Malaysia: KL High Court orders Home Minister to decide on Pejuang party registration appeal within 14 days

KUALA LUMPUR, MALAYSIA — The Kuala Lumpur High Court on Friday (25 June) ordered Home Affairs Minister Hamzah Zainudin to decide on an appeal concerning the registration of former premier Mahathir Mohamad’s new political party, Parti Pejuang Tanah Air (Pejuang) within 14 days.

Justice Ahmad Shahrir Mohd Shahid found that Hamzah, in his capacity as Home Minister, had breached his statutory duty or committed an omission of duty under Section 18 of the Societies Act by failing to make a decision on Pejuang’s appeal up to the ruling.

“A convenient time as stipulated means as soon as possible or within a reasonable time.

“Taking five and half months to decide on this appeal is beyond a reasonable time,” said the judge, highlighting that Pejuang had filed their appeal to Hamzah on 8 January after their application for party registration was rejected by the Registrar of Societies (RoS).

Pejuang brought the matter to the courts for judicial review in April on the grounds that Hamzah had breached his statutory duty under Section 18 of the Societies Act.

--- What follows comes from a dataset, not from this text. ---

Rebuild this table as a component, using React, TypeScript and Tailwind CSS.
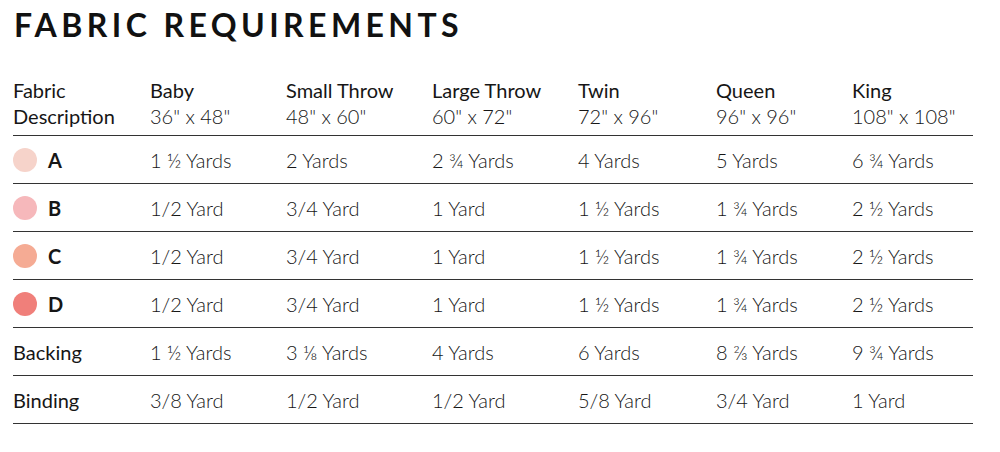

The party’s secretary-general Amiruddin Hamzah said that by failing to take action on their appeal, the Home Minister was denying its constitutional right to contest in the general election using its own logo.

Hamzah had instead asked the RoS officers to meet with Pejuang’s representatives “to discuss the party’s constitution”.

Challenging Hamzah’s reasoning that he was unable to attend to Pejuang’s appeal due to having over a hundred appeals from multiple organisations to consider, Amiruddin pointed out that officers within the Home Ministry could assist him in doing so.

“I reiterate that even if there are other appeals pending before him, the time taken to decide on Pejuang should not be too long as the issues involved are not complicated,” Justice Ahmad Shahrir said.

The judge did not make any order on costs.

Other than Pejuang, MUDA — led by Muar Member of Parliament and former youth minister Syed Saddiq Syed Abdul Rahman — had also filed a legal challenge against Hamzah on a similar matter.

MUDA’s case on their party’s registration will be heard on 12 August.

Speaking to CNA in a video interview in August last year, Syed Saddiq said that it is high time for politics in Malaysia to cease being “controlled and monopolised by the same old people”.

“If in Thailand they can set up Future Forward, in France they can set up En Marche under Macron, I think it is timely in Malaysia to start up a movement made of young people,” said Syed Saddiq.

The new party, he said, will comprise “young technocrats, professionals, young politicians from different backgrounds” to ensure that the interests of the youths in the country “can never be taken lightly any more”.

Syed Saddiq was formerly the leader of ARMADA, the youth wing of Parti Pribumi Bersatu Malaysia (BERSATU) while BERSATU was still a component party of the Pakatan Harapan coalition alongside Parti Keadilan Rakyat and the Democratic Action Party.

Bersatu is currently led by Prime Minister Muhyiddin Yassin after co-founder Dr Mahathir was ousted from the party. The party is now part of the Malay-centric Perikatan Nasional alliance with Umno and PAS.

Dr Mahathir’s then-right-hand man Muhyiddin took the mantle of Prime Minister following a power vacuum left by the former’s resignation from the post.

In a poem written in Malay, published on his personal blog on 12 August last year, Dr Mahathir criticised Bersatu, saying that the party, which was originally established to save Malaysia from kleptocracy and corruption, has been ‘hijacked’ to “save our enemies” for the love of power and money.

He wrote that his new political party Pejuang was borne out of “awareness” of the destructive effects of corruption on Malays.

“If you seek positions and money. Choose another party. If you want to reclaim [your] dignity. If you want to preserve our rights. Choose our party. Choose PEJUANG,” concluded Dr Mahathir.

Speaking at a news conference at the Perdana Leadership Foundation in September last year, Dr Mahathir said that “it is difficult” for Syed Saddiq’s youth-centric party to succeed despite the youth being “a very big portion of the electorate”.

“In any constituency, there will be old people, there will be young people. We are going to appeal to the young people as well,” he said, referencing Pejuang.

Syed Saddiq, however, responded to Dr Mahathir’s remarks by stressing that his party is “youth-led” and not “youth-exclusive”.

Commenting on Dr Mahathir’s assertion that the new party may serve to “split” Malay votes, Syed Saddiq told Malaysiakini in an interview that he is not in politics “to only be the servant of the Malays”.

“I’m here to be the servant for all Malaysians. I’m not here just to unite the Malays, but to unite all Malaysians,” he said.